John Ridley With A Palate Cleanser

John Ridley best comic
So now let’s go into the book that actually fits John Ridley. GCPD: The Blue Wall keeps all of the superhero stuff out, probably one of the reasons DC fans didn’t pick the mini-series up with enthusiasm. The other is commentary about how police work is handled from a very grounded perspective. When real life has police brutality incidents, people might’ve seen this as trying to cash in on a trend. In any case, this series does everything that other John Ridley series try to do. That’s the ups and downs of reforming.

With Batman supporting character, Renee Montoya as the framing device, readers experience how her police reform campaign affects three rookies. In a day when police brutality is all anybody talks about, trying to change it is a good move. The problem is, there are still a lot of issues when dealing with such a high stress environment. One rookie quit the force when he failed his parole job even after following his superior’s advice to keep jail birds in line with fear. Another was publicly celebrated for not firing her gun when trying to catch a suspect. Only to reveal that she didn’t have the nerve to pull the trigger or tell people otherwise until it was too late. The last one was getting racially-tinged hazing, losing his father’s respect in the process.

As for Renee, trying to manage an entire police department is a lot of work with as many stresses. Between fighting off her alcoholism, her brother and his fiance giving her pets to hold off drinking, her sense of duty, and comparing her past griefs with the rookies, Renee loses touch with the smaller problems before something big can be nipped in the bun.

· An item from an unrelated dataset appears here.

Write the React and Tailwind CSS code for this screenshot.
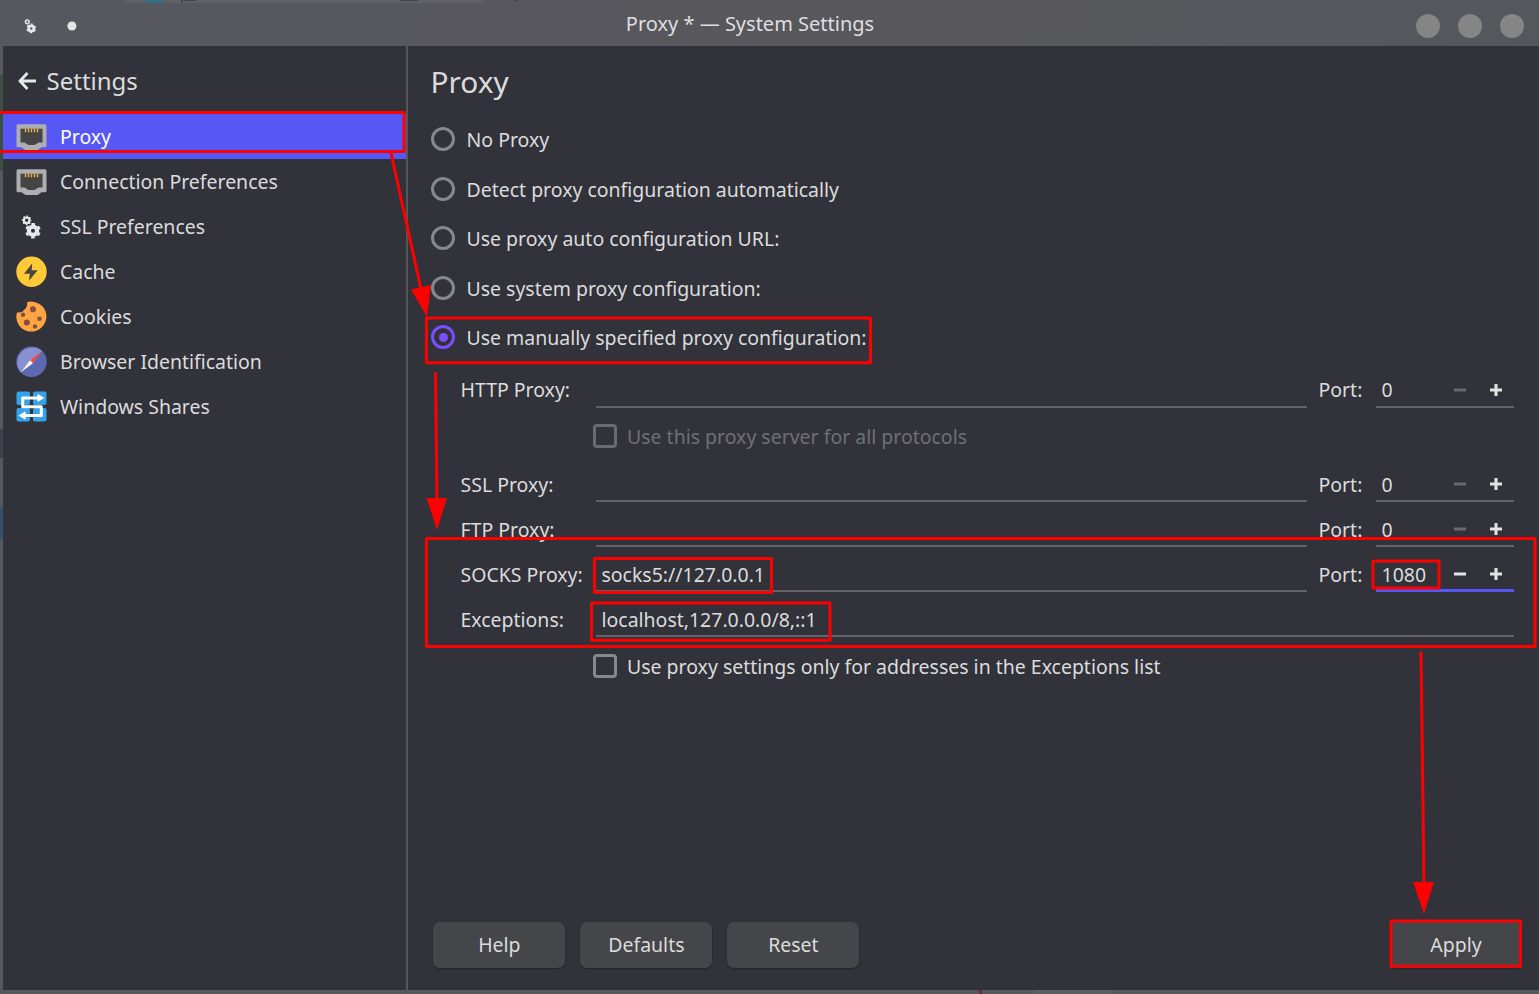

John Ridley: Reforms Are Anything But Easy Payments

All of that in mind, Ridley’s best comics are anything but pessimistic. They’re about celebrating the smaller victories to inspire better change. It’s just that getting to those small victories need awareness of human nature’s cycles. There’s a comfort to all of those structures despite how flawed they can be to certain people. It’s being aware of those flaws that compel the need to help others, provided you’ve got the proper mindset. Otherwise, you make those flaws more efficient to ignore.



Naturally, John Ridley acknowledges that’s the harder thing to do. People’s biases have a way of getting the better of them. Sometimes not even a sublime experience is enough to shake people out of those pipe dreams. Partly because living through some of the worst your life threw at you can leave you complacent. Often because you’re just too tired to fight any longer. Or the realization on how small your flights of passion actually are. But it’s acknowledging that vulnerability that inspires others to deal with life’s worst easier. All so that it can later be fixed.

That positive progress is in the real world and the fictional ones that reflect it. You just have to keep an open mind to notice the mundane things that keep your comforts going.

Thanks for coming to the end and as always, remember to look between the panels.